Window Shade Actuator – Concept #
Motorised mechanism that raises and lowers cabin window blinds. Related terms: stepper motor, position sensor, manual override. Explanation: The actuator receives commands from the cabin crew console, allowing uniform shade deployment across the cabin. Example: During a bright daylight flight, the crew activates the “shade” command, and all blinds close simultaneously. Practical application: Improves passenger comfort and reduces glare on in‑flight screens. Challenges: Reliability under temperature extremes, preventing entanglement of blind material, and providing a manual backup in case of actuator failure.

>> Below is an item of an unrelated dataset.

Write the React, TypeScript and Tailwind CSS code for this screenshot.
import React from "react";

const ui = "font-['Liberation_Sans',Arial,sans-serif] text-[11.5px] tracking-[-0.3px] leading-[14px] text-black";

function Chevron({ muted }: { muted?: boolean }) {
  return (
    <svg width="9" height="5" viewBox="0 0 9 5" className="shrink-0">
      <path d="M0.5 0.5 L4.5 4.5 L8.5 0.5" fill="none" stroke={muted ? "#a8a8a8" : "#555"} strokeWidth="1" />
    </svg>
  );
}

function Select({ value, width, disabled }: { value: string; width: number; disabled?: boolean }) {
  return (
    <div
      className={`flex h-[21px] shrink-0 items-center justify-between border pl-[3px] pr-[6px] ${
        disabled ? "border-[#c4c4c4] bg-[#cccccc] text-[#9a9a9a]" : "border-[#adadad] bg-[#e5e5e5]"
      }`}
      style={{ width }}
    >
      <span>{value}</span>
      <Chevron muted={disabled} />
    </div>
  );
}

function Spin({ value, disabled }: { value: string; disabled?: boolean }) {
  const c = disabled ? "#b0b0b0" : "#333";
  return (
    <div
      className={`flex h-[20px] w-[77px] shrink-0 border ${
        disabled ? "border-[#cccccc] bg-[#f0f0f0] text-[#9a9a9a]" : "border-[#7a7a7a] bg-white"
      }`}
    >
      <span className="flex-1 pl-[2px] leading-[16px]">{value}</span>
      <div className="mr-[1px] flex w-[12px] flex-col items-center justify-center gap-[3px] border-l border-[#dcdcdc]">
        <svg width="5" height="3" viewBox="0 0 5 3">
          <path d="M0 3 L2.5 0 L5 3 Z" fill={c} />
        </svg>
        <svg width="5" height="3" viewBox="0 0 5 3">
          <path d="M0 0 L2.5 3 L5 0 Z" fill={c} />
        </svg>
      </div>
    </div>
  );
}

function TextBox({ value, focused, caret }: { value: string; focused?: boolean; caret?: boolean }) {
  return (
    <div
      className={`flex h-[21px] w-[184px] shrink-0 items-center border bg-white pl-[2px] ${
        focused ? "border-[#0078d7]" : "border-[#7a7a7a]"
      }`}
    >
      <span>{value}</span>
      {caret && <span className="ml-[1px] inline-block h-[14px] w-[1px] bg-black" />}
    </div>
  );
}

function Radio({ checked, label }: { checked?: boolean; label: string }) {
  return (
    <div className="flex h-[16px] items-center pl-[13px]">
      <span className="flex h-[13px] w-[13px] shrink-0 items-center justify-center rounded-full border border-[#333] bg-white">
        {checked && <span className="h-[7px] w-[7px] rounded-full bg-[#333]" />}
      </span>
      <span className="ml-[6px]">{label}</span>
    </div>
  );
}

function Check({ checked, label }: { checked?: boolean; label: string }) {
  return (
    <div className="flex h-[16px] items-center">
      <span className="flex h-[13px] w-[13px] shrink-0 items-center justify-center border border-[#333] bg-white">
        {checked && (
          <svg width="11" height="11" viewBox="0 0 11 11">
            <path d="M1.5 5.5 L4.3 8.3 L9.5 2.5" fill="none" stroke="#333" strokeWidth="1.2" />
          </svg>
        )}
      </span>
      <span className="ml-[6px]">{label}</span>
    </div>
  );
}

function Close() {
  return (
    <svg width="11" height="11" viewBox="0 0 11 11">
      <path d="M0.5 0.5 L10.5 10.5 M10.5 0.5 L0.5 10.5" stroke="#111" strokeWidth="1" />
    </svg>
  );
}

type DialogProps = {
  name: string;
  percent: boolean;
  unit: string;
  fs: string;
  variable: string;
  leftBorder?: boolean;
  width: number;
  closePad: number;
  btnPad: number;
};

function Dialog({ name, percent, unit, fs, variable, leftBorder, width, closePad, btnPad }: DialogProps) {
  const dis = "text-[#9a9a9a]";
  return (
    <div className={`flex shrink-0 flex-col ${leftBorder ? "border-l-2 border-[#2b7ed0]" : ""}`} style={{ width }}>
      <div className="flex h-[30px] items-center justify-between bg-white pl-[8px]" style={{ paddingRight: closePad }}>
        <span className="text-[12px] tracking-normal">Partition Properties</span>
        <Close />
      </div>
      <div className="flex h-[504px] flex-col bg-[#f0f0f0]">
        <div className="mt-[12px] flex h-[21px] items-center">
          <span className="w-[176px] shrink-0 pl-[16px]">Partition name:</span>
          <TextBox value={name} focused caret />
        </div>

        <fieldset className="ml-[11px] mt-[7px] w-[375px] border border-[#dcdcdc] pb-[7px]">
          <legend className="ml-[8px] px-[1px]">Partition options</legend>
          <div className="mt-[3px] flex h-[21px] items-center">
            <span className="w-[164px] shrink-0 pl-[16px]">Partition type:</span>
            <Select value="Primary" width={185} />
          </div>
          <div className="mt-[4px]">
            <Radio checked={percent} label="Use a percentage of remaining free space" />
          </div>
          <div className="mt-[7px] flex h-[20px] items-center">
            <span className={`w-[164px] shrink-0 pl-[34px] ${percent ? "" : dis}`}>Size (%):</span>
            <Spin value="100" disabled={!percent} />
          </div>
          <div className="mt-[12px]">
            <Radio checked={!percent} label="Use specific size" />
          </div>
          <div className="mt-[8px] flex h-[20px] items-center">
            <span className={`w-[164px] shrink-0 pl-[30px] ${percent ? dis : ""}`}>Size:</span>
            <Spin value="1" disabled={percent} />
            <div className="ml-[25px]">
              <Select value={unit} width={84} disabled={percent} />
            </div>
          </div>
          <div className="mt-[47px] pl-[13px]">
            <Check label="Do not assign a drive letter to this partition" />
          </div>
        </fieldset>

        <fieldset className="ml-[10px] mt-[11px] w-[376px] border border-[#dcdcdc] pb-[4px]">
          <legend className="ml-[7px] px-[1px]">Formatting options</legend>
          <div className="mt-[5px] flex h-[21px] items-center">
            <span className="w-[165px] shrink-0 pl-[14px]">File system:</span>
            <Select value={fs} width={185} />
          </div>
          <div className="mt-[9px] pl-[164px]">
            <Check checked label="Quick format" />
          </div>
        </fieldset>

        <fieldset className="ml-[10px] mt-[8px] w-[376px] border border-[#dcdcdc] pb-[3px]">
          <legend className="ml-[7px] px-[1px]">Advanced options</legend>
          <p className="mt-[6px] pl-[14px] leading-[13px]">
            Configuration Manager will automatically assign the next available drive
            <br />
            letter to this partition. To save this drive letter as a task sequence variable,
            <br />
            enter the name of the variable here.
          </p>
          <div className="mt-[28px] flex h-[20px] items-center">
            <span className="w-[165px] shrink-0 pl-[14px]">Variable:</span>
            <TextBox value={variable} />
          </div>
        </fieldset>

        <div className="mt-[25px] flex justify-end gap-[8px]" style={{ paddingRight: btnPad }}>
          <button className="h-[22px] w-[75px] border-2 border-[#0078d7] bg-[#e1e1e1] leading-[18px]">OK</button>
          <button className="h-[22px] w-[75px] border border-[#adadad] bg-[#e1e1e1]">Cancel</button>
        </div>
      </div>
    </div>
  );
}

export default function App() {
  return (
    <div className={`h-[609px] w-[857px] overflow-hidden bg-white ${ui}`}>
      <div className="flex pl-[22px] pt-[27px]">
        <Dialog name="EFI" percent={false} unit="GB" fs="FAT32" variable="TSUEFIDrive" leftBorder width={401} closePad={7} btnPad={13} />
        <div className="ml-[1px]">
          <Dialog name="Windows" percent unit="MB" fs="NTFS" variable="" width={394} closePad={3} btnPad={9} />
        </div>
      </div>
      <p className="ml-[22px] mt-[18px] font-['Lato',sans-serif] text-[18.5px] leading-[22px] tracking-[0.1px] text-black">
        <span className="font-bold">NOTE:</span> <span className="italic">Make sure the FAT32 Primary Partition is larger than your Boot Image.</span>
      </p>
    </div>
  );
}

Wiring Harness Consolidation – Concept #
Design approach that reduces the number of separate cable bundles by integrating multiple functions into a single harness. Related terms: multi‑core cable, conduit routing, EMI shielding. Explanation: Consolidated harnesses carry power, data, and control signals for lighting, entertainment, and environmental systems, simplifying installation. Example: A single harness runs from the avionics bay to the cabin, delivering both Ethernet and power to the IFE system. Practical application: Decreases installation time, reduces weight, and improves maintenance accessibility. Challenges: Managing cross‑talk between signals, ensuring compliance with electromagnetic compatibility standards, and providing easy fault isolation.

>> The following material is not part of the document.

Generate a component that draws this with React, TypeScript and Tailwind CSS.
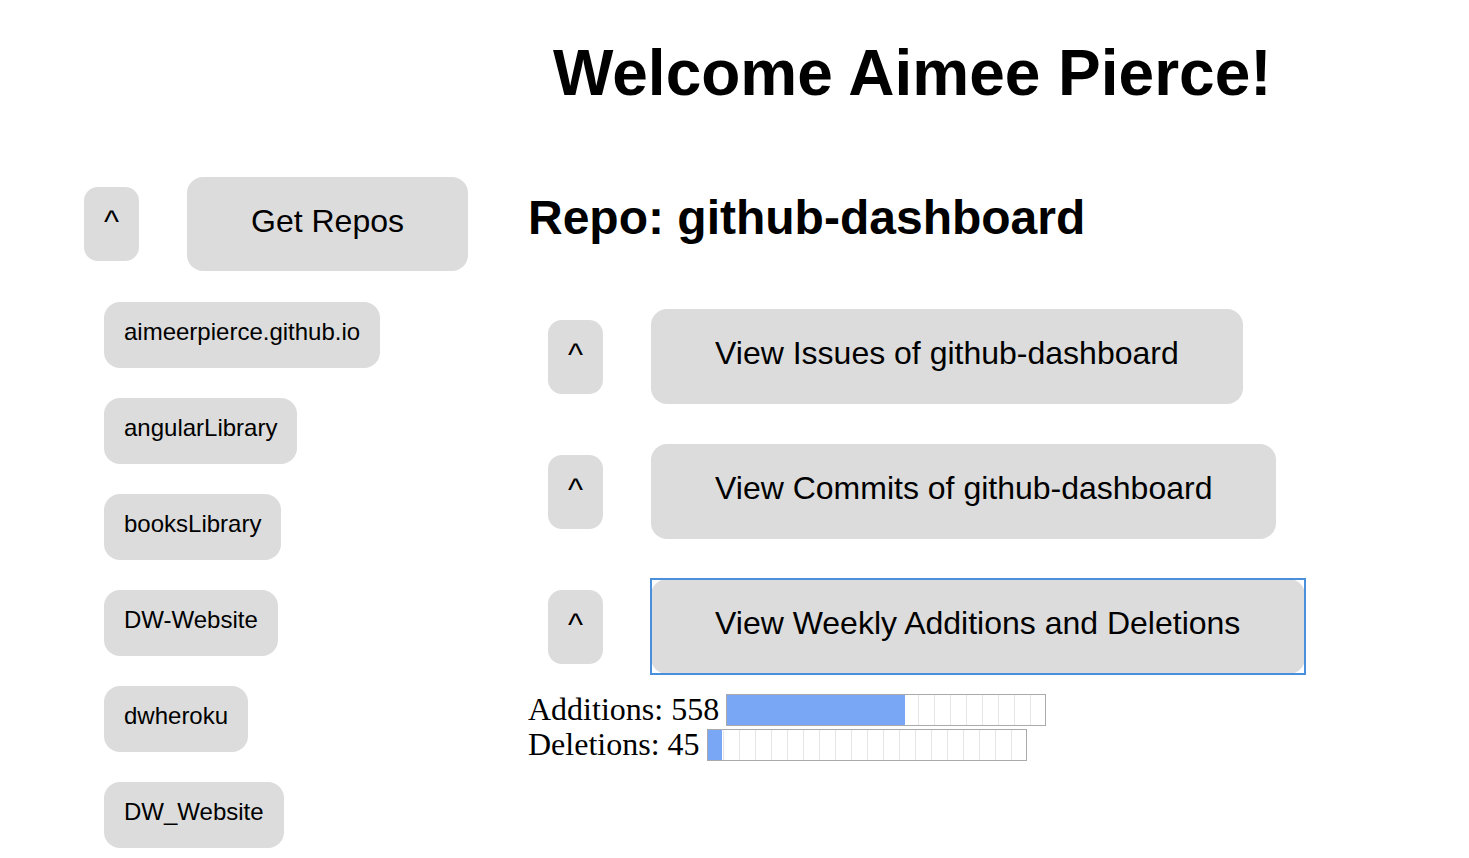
import React, { useState } from 'react';

const repos = ['aimeerpierce.github.io', 'angularLibrary', 'booksLibrary', 'DW-Website', 'dwheroku', 'DW_Website'];

const Meter: React.FC<{ value: number; max: number }> = ({ value, max }) => (
    <div className="relative ml-[7px] h-[32px] w-[320px] border border-[#aaaaaa] bg-[repeating-linear-gradient(90deg,transparent_0,transparent_15px,#e6e6e6_15px,#e6e6e6_16px)]">
        <div className="h-full bg-[#7aa7f5]" style={{ width: `${(value / max) * 100}%` }} />
    </div>
);

const Caret: React.FC = () => (
    <button className="rounded-[14px] bg-[#dcdcdc] px-[20px] pb-[22px] pt-[16px] text-[32px] leading-[36px] text-black">^</button>
);

const App: React.FC = () => {
    const [selected] = useState('github-dashboard');
    const sections = [`View Issues of ${selected}`, `View Commits of ${selected}`, 'View Weekly Additions and Deletions'];

    return (
        <div className="flex min-h-screen items-start bg-white font-['Liberation_Sans',Arial,sans-serif] text-black">
            {/* Sidebar */}
            <div className="flex w-[528px] shrink-0 flex-col pl-[84px] pt-[177px]">
                <div className="flex items-center gap-[48px]">
                    <Caret />
                    <button className="rounded-[16px] bg-[#dcdcdc] px-[64px] pb-[32px] pt-[26px] text-[32px] leading-[36px]">Get Repos</button>
                </div>
                <div className="ml-[20px] mt-[31px] flex flex-col items-start gap-[30px]">
                    {repos.map(r => (
                        <button key={r} className="rounded-[16px] bg-[#dcdcdc] px-[20px] pb-[22px] pt-[16px] text-[24px] leading-[28px]">{r}</button>
                    ))}
                </div>
            </div>

            {/* Main */}
            <div className="flex flex-col pt-[36px]">
                <h1 className="pl-[25px] text-[64px] font-bold leading-[74px]">Welcome Aimee Pierce!</h1>
                <h2 className="mt-[80px] text-[48px] font-bold leading-[55px]">Repo: {selected}</h2>
                <div className="ml-[20px] mt-[64px] flex flex-col gap-[40px]">
                    {sections.map((s, i) => (
                        <div key={s} className="flex items-center gap-[48px]">
                            <Caret />
                            {i === 2 ? (
                                <div className="outline outline-2 outline-offset-[-1px] outline-[#4a8fdc]">
                                    <button className="block rounded-[16px] bg-[#dcdcdc] pb-[32px] pl-[64px] pr-[65px] pt-[26px] text-[32px] leading-[37px]">{s}</button>
                                </div>
                            ) : (
                                <button className="rounded-[16px] bg-[#dcdcdc] px-[64px] pb-[32px] pt-[26px] text-[32px] leading-[37px]">{s}</button>
                            )}
                        </div>
                    ))}
                </div>
                <div className="mt-[18px] flex flex-col font-['Liberation_Serif','Times_New_Roman',serif] text-[32px]">
                    <div className="flex h-[35px] items-center">
                        <span className="leading-[37px]">Additions: 558</span>
                        <Meter value={558} max={1000} />
                    </div>
                    <div className="flex h-[35px] items-center">
                        <span className="leading-[37px]">Deletions: 45</span>
                        <Meter value={45} max={1000} />
                    </div>
                </div>
            </div>
        </div>
    );
};

export default App;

Zero‑Gravity Seat Restraint System – Concept #
Specialized seat and harness design for micro‑gravity research flights. Related terms: 5‑point harness, quick‑release latch, load‑path analysis. Explanation: Seats are equipped with adjustable restraints that secure occupants during periods of weightlessness while allowing rapid release for normal flight phases. Example: A research flight uses the system to keep instruments and crew stable during parabolic maneuvers. Practical application: Enables scientific experiments in a controlled environment. Challenges: Balancing restraint strength with comfort, meeting stringent crash‑worthiness criteria, and integrating with standard cabin seats without extensive modifications.